When I raised the issue of Russian language education to a young man I know, he took his glasses off, paused for a second, then he started to rant. He was talking so fast in English I couldn't take it all in.

“If Russians want to live in Estonia they should learn our language and there could be no compromise”

This was the gist of what he said. I haven't heard anybody shout like that about politics since the 1990s.

Education funding has been in the news a lot lately. But of the three issues, the mergers of schools, the drying up for funding to private schools, and funding to the Russian language Vene Lyceum, it is clearly the third that causes most passion.

So it was that the deputy mayor responsible for education, Mihhail Kõlvart, faced a vote of no confidence in the City council last week.

He was always going to win. The Centre party have an absolute majority, and what they say, goes.

The attempt to impeach him was led by the two right-wing parties IRL and Reform Party. Whereas they seemed firm in their resolve to fight corruption and stand up for Estonian culture and language, my party, the Social Democrats, said one thing one day, and then another a few days later.

Just a week before the vote the Social Democrats announced they were not going to join the vote of no confidence.

Within days Riigikogu member, and head of the Tallinn party, Rainer Vakra announced that he was sure that the majority of the faction would support the vote.

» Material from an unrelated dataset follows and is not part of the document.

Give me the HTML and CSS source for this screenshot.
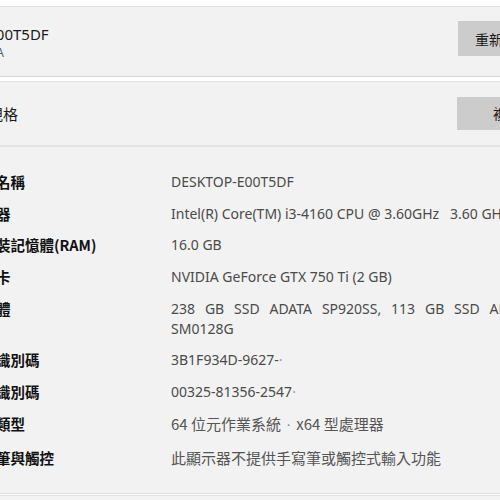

Then the faction announced that it was for the Russian Lyceum, but against Kõlvart himself.

It seemed like we were floating in the wind. Well it didn't go down that.

Let me tell you what really happened.

I sit in Tallinn city council, two weeks ago we met up with Kõlvart. At that meeting he said decisions on education were political and he would have done things differently. He denied all responsibility for bad actions, but he was careful not to mention the mayor, Edgar Savisaar. The fact this meeting took place and what was said is no secret.

Kõlvart then announced a couple of days later to the press, that education was his remit and he, not Savisaar, was responsible for everything. This much you may know.

Here's what you don't know, two days before the vote, the party met with Kõlvart again.

This time it was not just the city council faction, or the party leadership, the entire active party membership, everybody and anybody who was interested, were there. There were a few well known people at that meeting; three Riigikogu members, but most were just ordinary party members, both ethnic and Russian-speaking Estonians, who were just interested in the issues. They were angry they had been lied to.

We all sat down in a room too small to hold 40 people and drilled Kõlvart for close to an hour.

To be fair to Kõlvart, it was brave of him to show up. I can't imagine Savisaar putting up with such an interrogation.

“How much money was going into the Lyceum precisely?”

“How many students are there, how many students will there be?”

“What were the subjects they were studying?”

“Why is the Lyceum outside the school system?”

“Can you prove the money is going for the intended purpose and not for something else?

“You don't need us, so why are you here?”

After he left, we discussed the issues for another couple of hours, then we took a vote. Readers will understand social democrat members are not fanatically anti-Russian, but still we draw the line at Kõlvart's shenanigans. It was an an almost unanimous decision. Kõlvart wasn't exactly lying but he was not telling the whole truth. We didn't even believe that the money for the Lyceum was really being used for that purpose.

We voted to support the vote of no confidence. It was in this way, and for these reasons that our faction voted the way it did last Thursday.

This was a decision from the bottom up not from the top down. A decision made by ordinary party members and therefore by ordinary Estonians.

We were taking a risk making this decision because the Russian press could spin it that the social democrats are against Russians.

Whilst the Reform Party ad IRL, would get the glory from Estonian nationalists for taking this action. And it was all kind of pointless. Kõlvart was always going to win in the end.

I am even taking a risk writing this article because up until now, I've avoided writing from a party line, even after I got involved in politics myself.

But it was the right decision, a democratic decision, made by a democratic party. It was also a decision made by looking at the evidence and looking at the man behind it. I am pretty sure that Kõlvart did not discuss things with the IRL and Reform party membership.

The IRL have made a huge deal out of fighting the nationalist cause. They even got the central city administrative council (the borough level administrative council that approve planning permissions, school long term planning, etc) to endorse the no confidence vote, contrary to its remit.

But if the IRL really are “keeping an eye on things” where the hell were they!?”

When it came time to vote, half of the IRL faction were missing.

Either they were angry at Reform for stealing the glory, or it was lack of discipline by the leadership, or just plain apathy. It wouldn't have made any difference to the final vote, but it does show the IRL are not what they seem.



We were there, and we voted against Kõlvart for all the right reasons. Social democrats are not floating in the wind, we were steady as a rock, and the rock was the party membership. I know, I was there.